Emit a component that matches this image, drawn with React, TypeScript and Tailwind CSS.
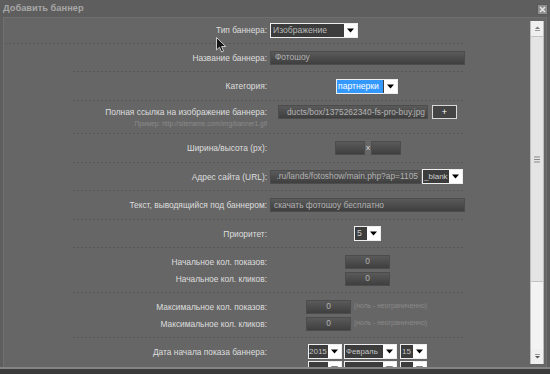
import React from "react";

const SEP =
  "h-px shrink-0 bg-[repeating-linear-gradient(90deg,#575757_0px,#575757_2px,transparent_2px,transparent_4px)]";
const LABEL = "w-[194px] shrink-0 text-right text-[#dedede] text-[8.4px] leading-[14px] whitespace-nowrap";
const INPUT =
  "h-[14px] shrink-0 bg-linear-to-b from-[#5a5a5a] to-[#3f3f3f] border border-[#4c4c4c] text-[#b2b2b2] text-[8.4px] flex items-center overflow-hidden whitespace-nowrap";

function Arrow() {
  return (
    <svg width="7" height="5" viewBox="0 0 7 5">
      <path d="M0 0.5H7L3.5 4.5Z" fill="#000" />
    </svg>
  );
}

function Select({ className, children }: { className: string; children: React.ReactNode }) {
  return (
    <div className={`flex shrink-0 h-[15px] border border-[#eeeeee] bg-[#eeeeee] ${className}`}>
      <div className="flex-1 min-w-0 bg-[#3c3c3c] flex items-center overflow-hidden whitespace-nowrap text-[8.6px] text-[#b8b8b8]">
        {children}
      </div>
      <div className="w-[13px] shrink-0 flex items-center justify-center bg-white">
        <Arrow />
      </div>
    </div>
  );
}

export default function App() {
  return (
    <div className="w-[550px] h-[374px] bg-[#5e5e5e] relative overflow-hidden font-['Liberation_Sans',Arial,sans-serif]">
      {/* title bar */}
      <div className="h-[17px] flex items-center justify-between pl-[3px] pr-[2px]">
        <span className="text-[9.3px] font-bold text-[#a6a6a6] leading-none">Добавить баннер</span>
        <div className="w-[11px] h-[11px] bg-[#8e8e8e] border border-[#5a5a5a] flex items-center justify-center mt-[1px]">
          <svg width="7" height="7" viewBox="0 0 7 7">
            <path d="M1 1L6 6M6 1L1 6" stroke="#e4e4e4" strokeWidth="1.6" />
          </svg>
        </div>
      </div>

      {/* panel */}
      <div className="mx-[3px] h-[350px] border-l border-t border-r border-[#6f6f6f] bg-[#666666] flex overflow-hidden">
        <div className="flex-1 min-w-0">
          {/* row 1 */}
          <div className="ml-[1px] w-[460px] h-[25px] flex items-center gap-[3px]">
            <div className="w-[262px] shrink-0 text-right text-[#dedede] text-[8.4px] whitespace-nowrap">Тип баннера:</div>
            <Select className="w-[88px]">
              <span className="pl-[2px]">Изображение</span>
            </Select>
          </div>
          <div className={`ml-[1px] w-[460px] ${SEP}`} />

          <div className="ml-[69px] w-[392px] flex flex-col">
            {/* row 2 */}
            <div className="h-[27px] shrink-0 flex items-center gap-[3px]">
              <div className={LABEL}>Название баннера:</div>
              <div className={`${INPUT} w-[195px] pl-[4px]`}>Фотошоу</div>
            </div>
            <div className={SEP} />

            {/* row 3 */}
            <div className="h-[28px] shrink-0 flex items-center gap-[3px]">
              <div className={LABEL}>Категория:</div>
              <div className="pl-[66px]">
                <Select className="w-[62px]">
                  <span className="bg-[#3399ff] text-white h-full flex items-center px-[1px] w-[46px]">партнерки</span>
                </Select>
              </div>
            </div>
            <div className={SEP} />

            {/* row 4 */}
            <div className="h-[32px] shrink-0 flex items-start gap-[3px] pt-[4px]">
              <div className="w-[194px] shrink-0 flex flex-col items-end">
                <div className="text-[#dedede] text-[8.4px] leading-[14px] whitespace-nowrap">
                  Полная ссылка на изображение баннера:
                </div>
                <div className="text-[#8b8b8b] text-[6.6px] leading-[10px] whitespace-nowrap">
                  Пример: http://sitename.com/img/banner1.gif
                </div>
              </div>
              <div className={`${INPUT} w-[150px] ml-[8px] justify-end pr-[2px]`}>
                <span>ducts/box/1375262340-fs-pro-buy.jpg</span>
              </div>
              <div className="w-[25px] h-[14px] ml-[1px] bg-[#444444] border border-[#d8d8d8] text-white text-[9px] flex items-center justify-center leading-none">
                +
              </div>
            </div>
            <div className={SEP} />

            {/* row 5 */}
            <div className="h-[28px] shrink-0 flex items-center gap-[3px]">
              <div className={LABEL}>Ширина/высота (px):</div>
              <div className="flex items-center pl-[65px]">
                <div className={`${INPUT} w-[30px]`} />
                <span className="text-[#dcdcdc] text-[8px] w-[6px] text-center">x</span>
                <div className={`${INPUT} w-[30px]`} />
              </div>
            </div>
            <div className={SEP} />

            {/* row 6 */}
            <div className="h-[27px] shrink-0 flex items-center gap-[3px]">
              <div className={LABEL}>Адрес сайта (URL):</div>
              <div className={`${INPUT} w-[151px] justify-end pr-[2px]`}>
                <span>.ru/lands/fotoshow/main.php?ap=1105</span>
              </div>
              <Select className="w-[41px] -ml-[2px]">
                <span className="pl-[1px] text-[#d0d0d0] text-[8px]">_blank</span>
              </Select>
            </div>
            <div className={SEP} />

            {/* row 7 */}
            <div className="h-[28px] shrink-0 flex items-center gap-[3px]">
              <div className={LABEL}>Текст, выводящийся под баннером:</div>
              <div className={`${INPUT} w-[195px] pl-[3px]`}>скачать фотошоу бесплатно</div>
            </div>
            <div className={SEP} />

            {/* row 8 */}
            <div className="h-[27px] shrink-0 flex items-center gap-[3px]">
              <div className={LABEL}>Приоритет:</div>
              <div className="pl-[84px]">
                <Select className="w-[27px]">
                  <span className="pl-[2px] text-[#cfcfcf]">5</span>
                </Select>
              </div>
            </div>
            <div className={SEP} />

            {/* row 9 */}
            <div className="h-[44px] shrink-0 flex flex-col justify-center">
              <div className="h-[17px] flex items-center gap-[3px]">
                <div className={LABEL}>Начальное кол. показов:</div>
                <div className={`${INPUT} w-[45px] ml-[75px] justify-center`}>0</div>
              </div>
              <div className="h-[17px] flex items-center gap-[3px]">
                <div className={LABEL}>Начальное кол. кликов:</div>
                <div className={`${INPUT} w-[45px] ml-[75px] justify-center`}>0</div>
              </div>
            </div>
            <div className={SEP} />

            {/* row 10 */}
            <div className="h-[44px] shrink-0 flex flex-col justify-center">
              <div className="h-[17px] flex items-center gap-[3px]">
                <div className={LABEL}>Максимальное кол. показов:</div>
                <div className={`${INPUT} w-[45px] ml-[36px] justify-center`}>0</div>
                <span className="text-[#8a8a8a] text-[6.8px] whitespace-nowrap">(ноль - неограниченно)</span>
              </div>
              <div className="h-[17px] flex items-center gap-[3px]">
                <div className={LABEL}>Максимальное кол. кликов:</div>
                <div className={`${INPUT} w-[45px] ml-[36px] justify-center`}>0</div>
                <span className="text-[#8a8a8a] text-[6.8px] whitespace-nowrap">(ноль - неограниченно)</span>
              </div>
            </div>
            <div className={SEP} />

            {/* row 11 */}
            <div className="pt-[5px] shrink-0 flex flex-col">
              <div className="h-[17px] flex items-center gap-[3px]">
                <div className={LABEL}>Дата начала показа баннера:</div>
                <div className="flex items-center gap-[2px] ml-[38px]">
                  <Select className="w-[34px]">
                    <span className="text-[#c4c4c4] text-[8px]">2015</span>
                  </Select>
                  <Select className="w-[53px]">
                    <span className="pl-[1px] text-[#c4c4c4] text-[7.8px]">Февраль</span>
                  </Select>
                  <Select className="w-[27px] ml-[1px]">
                    <span className="pl-[1px] text-[#c4c4c4] text-[8px]">15</span>
                  </Select>
                </div>
              </div>
              <div className="h-[17px] flex items-center gap-[3px]">
                <div className={LABEL}></div>
                <div className="flex items-center gap-[2px] ml-[38px]">
                  <Select className="w-[34px]">
                    <span />
                  </Select>
                  <Select className="w-[53px]">
                    <span />
                  </Select>
                  <Select className="w-[27px] ml-[1px]">
                    <span />
                  </Select>
                </div>
              </div>
            </div>
          </div>
        </div>

        {/* scrollbar */}
        <div className="w-[14px] h-[343px] mt-[3px] mr-[2px] shrink-0 flex flex-col bg-[#efefef] border-l border-r border-[#bdbdbd]">
          <div className="h-[15px] shrink-0 flex items-center justify-center">
            <svg width="7" height="5" viewBox="0 0 7 5">
              <path d="M1 3L3.5 0.5L6 3Z" fill="#7a7a7a" />
              <path d="M1 4.5H6" stroke="#9a9a9a" strokeWidth="1" />
            </svg>
          </div>
          <div className="h-[246px] shrink-0 bg-[#e4e4e4] border-t border-b border-[#c4c4c4] flex items-center justify-center">
            <svg width="6" height="7" viewBox="0 0 6 7">
              <path d="M0 1H6M0 3.5H6M0 6H6" stroke="#8a8a8a" strokeWidth="1" />
            </svg>
          </div>
          <div className="flex-1 bg-[#f3f3f3]" />
          <div className="h-[15px] shrink-0 flex items-center justify-center">
            <svg width="7" height="5" viewBox="0 0 7 5">
              <path d="M1 0.5H6" stroke="#9a9a9a" strokeWidth="1" />
              <path d="M1 2L3.5 4.5L6 2Z" fill="#555" />
            </svg>
          </div>
        </div>
      </div>

      {/* bottom edge */}
      <div className="h-[2px] bg-[#858585]" />
      <div className="h-[5px] bg-[#3b3b3b]" />

      {/* mouse cursor */}
      <svg className="absolute left-[216px] top-[37px]" width="11" height="16" viewBox="0 0 11 16">
        <path
          d="M0.5 0.5V13L3.5 10.2L5.6 15L7.6 14.1L5.6 9.5H9.7Z"
          fill="#151515"
          stroke="#d8d8d8"
          strokeWidth="0.9"
        />
      </svg>
    </div>
  );
}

## What to produce
Write out the lines from the start of the material to the line with "shrink-0 bg-linear-to-b from-[#5a5a5a]", inclusive and exactly. Skip the pictures.

## Task output
Emit a component that matches this image, drawn with React, TypeScript and Tailwind CSS.
import React from "react";

const SEP =
  "h-px shrink-0 bg-[repeating-linear-gradient(90deg,#575757_0px,#575757_2px,transparent_2px,transparent_4px)]";
const LABEL = "w-[194px] shrink-0 text-right text-[#dedede] text-[8.4px] leading-[14px] whitespace-nowrap";
const INPUT =
  "h-[14px] shrink-0 bg-linear-to-b from-[#5a5a5a] to-[#3f3f3f] border border-[#4c4c4c] text-[#b2b2b2] text-[8.4px] flex items-center overflow-hidden whitespace-nowrap";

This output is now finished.